▸ Interface markup and scripts:

---+---

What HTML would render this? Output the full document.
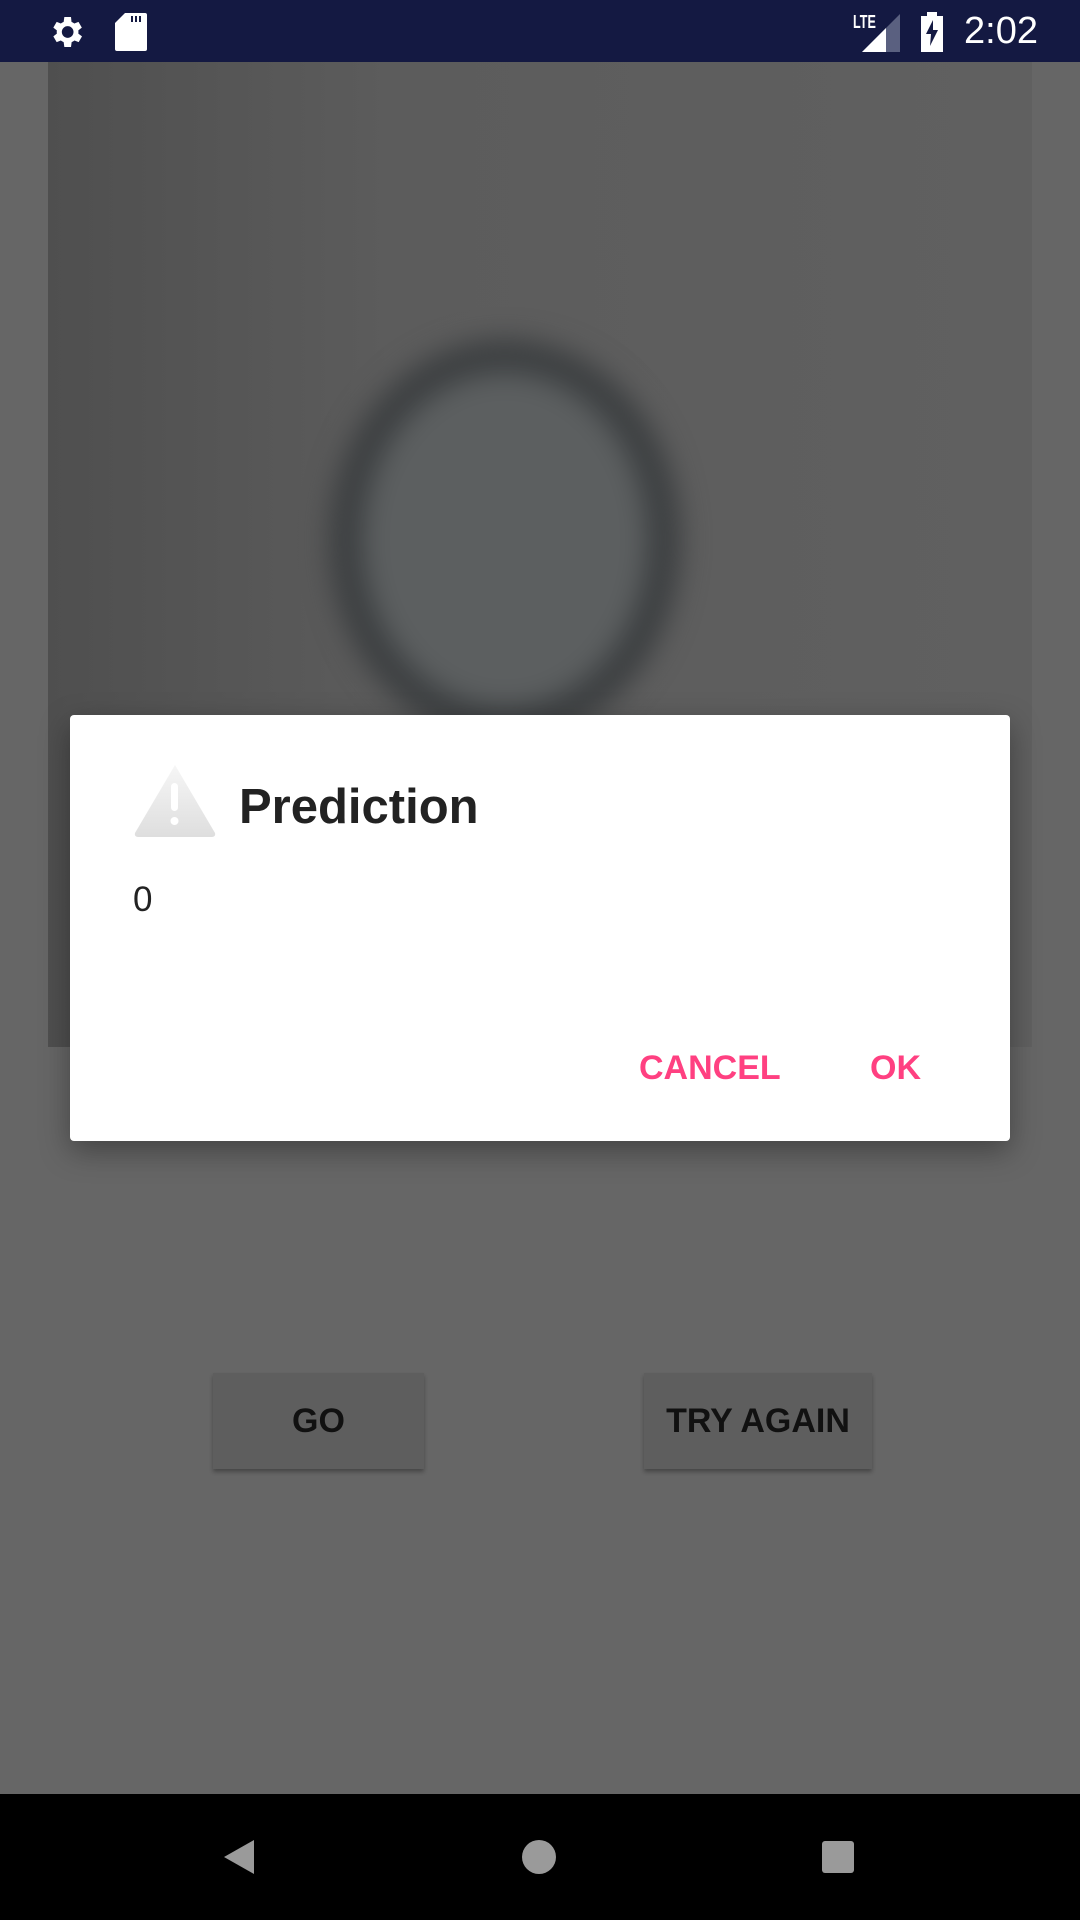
<!DOCTYPE html>
<html><head><style>
body{margin:0;width:1080px;height:1920px;background:#666;position:relative;overflow:hidden;font-family:"Liberation Sans",sans-serif}
.abs{position:absolute}
</style></head><body>
<div class="abs" style="left:0;top:0;width:1080px;height:62px;background:#141942"></div>
<svg class="abs" style="left:46px;top:12px" width="40" height="40" viewBox="0 0 24 24"><path fill="#fff" d="M19.4 13a7.5 7.5 0 0 0 0-2l2.1-1.6-2-3.5-2.5 1a7 7 0 0 0-1.7-1L15 3h-4l-.4 2.9a7 7 0 0 0-1.7 1l-2.5-1-2 3.5L6.5 11a7.5 7.5 0 0 0 0 2l-2.1 1.6 2 3.5 2.5-1a7 7 0 0 0 1.7 1L11 21h4l.4-2.9a7 7 0 0 0 1.7-1l2.5 1 2-3.5zM13 15.5a3.5 3.5 0 1 1 0-7 3.5 3.5 0 0 1 0 7z"/></svg>
<svg class="abs" style="left:115px;top:13px" width="32" height="38" viewBox="0 0 16 19"><path fill="#fff" d="M5 0h10a1 1 0 0 1 1 1v17a1 1 0 0 1-1 1H1a1 1 0 0 1-1-1V5z"/><path fill="#141942" d="M8 1.5h1v3H8zM10 1.5h1v3h-1zM12 1.5h1v3h-1z"/></svg>
<div class="abs" style="left:853px;top:12px;color:#fff;font-size:18px;font-weight:bold;transform:scaleX(.7);transform-origin:left">LTE</div>
<svg class="abs" style="left:862px;top:14px" width="38" height="38" viewBox="0 0 38 38"><path fill="#5a6080" d="M38 0V38H0z"/><path fill="#fff" d="M24 14V38H0z"/></svg>
<svg class="abs" style="left:921px;top:12px" width="22" height="40" viewBox="0 0 11 20"><path fill="#fff" d="M3 0h5v2h3v18H0V2h3z"/><path fill="#141942" d="M6 4L2.5 11H5L4.5 17 8.5 9H6z"/></svg>
<div class="abs" style="left:964px;top:10px;color:#fff;font-size:38px">2:02</div>
<div class="abs" style="left:48px;top:62px;width:984px;height:985px;background:linear-gradient(90deg,#4f4f4f,#5c5c5c 35%,#606060)"></div>
<div class="abs" style="left:330px;top:340px;width:350px;height:400px;border-radius:50%;border:32px solid #3a3d3f;box-sizing:border-box;filter:blur(14px);background:#5c5f60"></div>
<div class="abs" style="left:213px;top:1373px;width:211px;height:96px;background:#5e5e5e;box-shadow:0 3px 4px rgba(0,0,0,.3);color:#111;font-size:34px;font-weight:bold;text-align:center;line-height:96px">GO</div>
<div class="abs" style="left:644px;top:1373px;width:228px;height:96px;background:#5e5e5e;box-shadow:0 3px 4px rgba(0,0,0,.3);color:#111;font-size:34px;font-weight:bold;text-align:center;line-height:96px">TRY AGAIN</div>
<div class="abs" style="left:70px;top:715px;width:940px;height:426px;background:#fff;border-radius:4px;box-shadow:0 10px 30px rgba(0,0,0,.35)">
<svg class="abs" style="left:63px;top:48px" width="84" height="76" viewBox="0 0 84 76"><defs><linearGradient id="g" x1="0" y1="0" x2="0" y2="1"><stop offset="0" stop-color="#f6f6f6"/><stop offset="1" stop-color="#dedede"/></linearGradient></defs><path fill="url(#g)" d="M42 2L82 70Q83 74 78 74H6Q1 74 2 70z"/><rect x="38" y="20" width="7" height="28" rx="3.5" fill="#fff"/><circle cx="41.5" cy="58" r="4" fill="#fff"/></svg>
<div class="abs" style="left:169px;top:64px;font-size:49px;font-weight:bold;color:#222">Prediction</div>
<div class="abs" style="left:63px;top:165px;font-size:35px;color:#222">0</div>
<div class="abs" style="left:569px;top:334px;font-size:34px;font-weight:bold;color:#ff4081">CANCEL</div>
<div class="abs" style="left:800px;top:334px;font-size:34px;font-weight:bold;color:#ff4081">OK</div>
</div>
<div class="abs" style="left:0;top:1794px;width:1080px;height:126px;background:#000"></div>
<svg class="abs" style="left:222px;top:1838px" width="34" height="38" viewBox="0 0 34 38"><path fill="#9a9a9a" d="M32 2V36L2 19z"/></svg>
<div class="abs" style="left:522px;top:1840px;width:34px;height:34px;border-radius:50%;background:#9a9a9a"></div>
<div class="abs" style="left:822px;top:1841px;width:32px;height:32px;border-radius:3px;background:#9a9a9a"></div>
</body></html>
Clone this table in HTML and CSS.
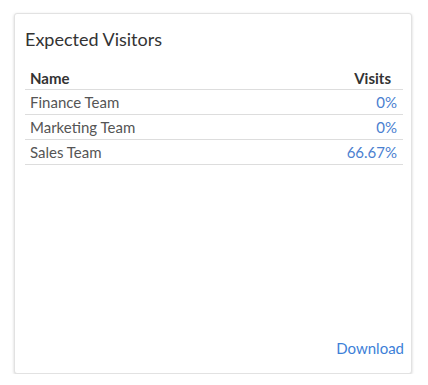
FILE: index.html
```html
<!DOCTYPE html>
<html>
<head>
<meta charset="utf-8">
<link rel="stylesheet" href="styles.css">
</head>
<body>
<div class="card">
  <h2 class="title">Expected Visitors</h2>
  <table class="grid">
    <thead>
      <tr><th class="name">Name</th><th class="visits">Visits</th></tr>
    </thead>
    <tbody>
      <tr><td>Finance Team</td><td class="num">0%</td></tr>
      <tr><td>Marketing Team</td><td class="num">0%</td></tr>
      <tr><td>Sales Team</td><td class="num">66.67%</td></tr>
    </tbody>
  </table>
  <div class="spacer"></div>
  <div class="footer"><a class="download">Download</a></div>
</div>
</body>
</html>
```
FILE: styles.css
```css
html, body { margin: 0; padding: 0; background: #fff; }
body { padding: 13px 16px 0 14px; font-family: Lato, "Open Sans", sans-serif; }
.card {
  box-sizing: border-box;
  height: 361px;
  border: 1px solid #e2e2e2;
  border-radius: 3px;
  box-shadow: 0 1px 3px rgba(0,0,0,0.18);
  padding: 0 8px 0 10px;
  display: flex;
  flex-direction: column;
  background: #fff;
}
.title {
  margin: 14px 0 0 0;
  font-size: 18px;
  font-weight: 400;
  color: #333;
  line-height: 22px;
  padding-left: 0;
}
.grid {
  width: 100%;
  border-collapse: collapse;
  margin-top: 16px;
  font-size: 15px;
}
.grid th {
  font-weight: 700;
  color: #333;
  text-align: left;
  padding: 0 5px;
  height: 23px;
  border-bottom: 1px solid #ddd;
}
.grid th.visits { text-align: right; padding-right: 12px; }
.grid td {
  color: #555;
  padding: 0 5px;
  height: 24px;
  border-bottom: 1px solid #ddd;
}
.grid td.num { text-align: right; color: #4a80d0; padding-right: 6px; }
.spacer { flex: 1; }
.footer { display: flex; justify-content: flex-end; padding-bottom: 16px; }
.download { color: #3d7fd8; font-size: 15px; line-height: 18px; margin-right: -1px; }
```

---+---

▸ What is asked: Leave the pictures out and copy the rest of the data exactly.

▸ Written response:
What HTML would render this? Output the full document.
<!DOCTYPE html>
<html><head><style>
body{margin:0;width:1080px;height:1920px;background:#666;position:relative;overflow:hidden;font-family:"Liberation Sans",sans-serif}
.abs{position:absolute}
</style></head><body>
<div class="abs" style="left:0;top:0;width:1080px;height:62px;background:#141942"></div>
<svg class="abs" style="left:46px;top:12px" width="40" height="40" viewBox="0 0 24 24"><path fill="#fff" d="M19.4 13a7.5 7.5 0 0 0 0-2l2.1-1.6-2-3.5-2.5 1a7 7 0 0 0-1.7-1L15 3h-4l-.4 2.9a7 7 0 0 0-1.7 1l-2.5-1-2 3.5L6.5 11a7.5 7.5 0 0 0 0 2l-2.1 1.6 2 3.5 2.5-1a7 7 0 0 0 1.7 1L11 21h4l.4-2.9a7 7 0 0 0 1.7-1l2.5 1 2-3.5zM13 15.5a3.5 3.5 0 1 1 0-7 3.5 3.5 0 0 1 0 7z"/></svg>
<svg class="abs" style="left:115px;top:13px" width="32" height="38" viewBox="0 0 16 19"><path fill="#fff" d="M5 0h10a1 1 0 0 1 1 1v17a1 1 0 0 1-1 1H1a1 1 0 0 1-1-1V5z"/><path fill="#141942" d="M8 1.5h1v3H8zM10 1.5h1v3h-1zM12 1.5h1v3h-1z"/></svg>
<div class="abs" style="left:853px;top:12px;color:#fff;font-size:18px;font-weight:bold;transform:scaleX(.7);transform-origin:left">LTE</div>
<svg class="abs" style="left:862px;top:14px" width="38" height="38" viewBox="0 0 38 38"><path fill="#5a6080" d="M38 0V38H0z"/><path fill="#fff" d="M24 14V38H0z"/></svg>
<svg class="abs" style="left:921px;top:12px" width="22" height="40" viewBox="0 0 11 20"><path fill="#fff" d="M3 0h5v2h3v18H0V2h3z"/><path fill="#141942" d="M6 4L2.5 11H5L4.5 17 8.5 9H6z"/></svg>
<div class="abs" style="left:964px;top:10px;color:#fff;font-size:38px">2:02</div>
<div class="abs" style="left:48px;top:62px;width:984px;height:985px;background:linear-gradient(90deg,#4f4f4f,#5c5c5c 35%,#606060)"></div>
<div class="abs" style="left:330px;top:340px;width:350px;height:400px;border-radius:50%;border:32px solid #3a3d3f;box-sizing:border-box;filter:blur(14px);background:#5c5f60"></div>
<div class="abs" style="left:213px;top:1373px;width:211px;height:96px;background:#5e5e5e;box-shadow:0 3px 4px rgba(0,0,0,.3);color:#111;font-size:34px;font-weight:bold;text-align:center;line-height:96px">GO</div>
<div class="abs" style="left:644px;top:1373px;width:228px;height:96px;background:#5e5e5e;box-shadow:0 3px 4px rgba(0,0,0,.3);color:#111;font-size:34px;font-weight:bold;text-align:center;line-height:96px">TRY AGAIN</div>
<div class="abs" style="left:70px;top:715px;width:940px;height:426px;background:#fff;border-radius:4px;box-shadow:0 10px 30px rgba(0,0,0,.35)">
<svg class="abs" style="left:63px;top:48px" width="84" height="76" viewBox="0 0 84 76"><defs><linearGradient id="g" x1="0" y1="0" x2="0" y2="1"><stop offset="0" stop-color="#f6f6f6"/><stop offset="1" stop-color="#dedede"/></linearGradient></defs><path fill="url(#g)" d="M42 2L82 70Q83 74 78 74H6Q1 74 2 70z"/><rect x="38" y="20" width="7" height="28" rx="3.5" fill="#fff"/><circle cx="41.5" cy="58" r="4" fill="#fff"/></svg>
<div class="abs" style="left:169px;top:64px;font-size:49px;font-weight:bold;color:#222">Prediction</div>
<div class="abs" style="left:63px;top:165px;font-size:35px;color:#222">0</div>
<div class="abs" style="left:569px;top:334px;font-size:34px;font-weight:bold;color:#ff4081">CANCEL</div>
<div class="abs" style="left:800px;top:334px;font-size:34px;font-weight:bold;color:#ff4081">OK</div>
</div>
<div class="abs" style="left:0;top:1794px;width:1080px;height:126px;background:#000"></div>
<svg class="abs" style="left:222px;top:1838px" width="34" height="38" viewBox="0 0 34 38"><path fill="#9a9a9a" d="M32 2V36L2 19z"/></svg>
<div class="abs" style="left:522px;top:1840px;width:34px;height:34px;border-radius:50%;background:#9a9a9a"></div>
<div class="abs" style="left:822px;top:1841px;width:32px;height:32px;border-radius:3px;background:#9a9a9a"></div>
</body></html>
Clone this table in HTML and CSS.
FILE: index.html
```html
<!DOCTYPE html>
<html>
<head>
<meta charset="utf-8">
<link rel="stylesheet" href="styles.css">
</head>
<body>
<div class="card">
  <h2 class="title">Expected Visitors</h2>
  <table class="grid">
    <thead>
      <tr><th class="name">Name</th><th class="visits">Visits</th></tr>
    </thead>
    <tbody>
      <tr><td>Finance Team</td><td class="num">0%</td></tr>
      <tr><td>Marketing Team</td><td class="num">0%</td></tr>
      <tr><td>Sales Team</td><td class="num">66.67%</td></tr>
    </tbody>
  </table>
  <div class="spacer"></div>
  <div class="footer"><a class="download">Download</a></div>
</div>
</body>
</html>
```
FILE: styles.css
```css
html, body { margin: 0; padding: 0; background: #fff; }
body { padding: 13px 16px 0 14px; font-family: Lato, "Open Sans", sans-serif; }
.card {
  box-sizing: border-box;
  height: 361px;
  border: 1px solid #e2e2e2;
  border-radius: 3px;
  box-shadow: 0 1px 3px rgba(0,0,0,0.18);
  padding: 0 8px 0 10px;
  display: flex;
  flex-direction: column;
  background: #fff;
}
.title {
  margin: 14px 0 0 0;
  font-size: 18px;
  font-weight: 400;
  color: #333;
  line-height: 22px;
  padding-left: 0;
}
.grid {
  width: 100%;
  border-collapse: collapse;
  margin-top: 16px;
  font-size: 15px;
}
.grid th {
  font-weight: 700;
  color: #333;
  text-align: left;
  padding: 0 5px;
  height: 23px;
  border-bottom: 1px solid #ddd;
}
.grid th.visits { text-align: right; padding-right: 12px; }
.grid td {
  color: #555;
  padding: 0 5px;
  height: 24px;
  border-bottom: 1px solid #ddd;
}
.grid td.num { text-align: right; color: #4a80d0; padding-right: 6px; }
.spacer { flex: 1; }
.footer { display: flex; justify-content: flex-end; padding-bottom: 16px; }
.download { color: #3d7fd8; font-size: 15px; line-height: 18px; margin-right: -1px; }
```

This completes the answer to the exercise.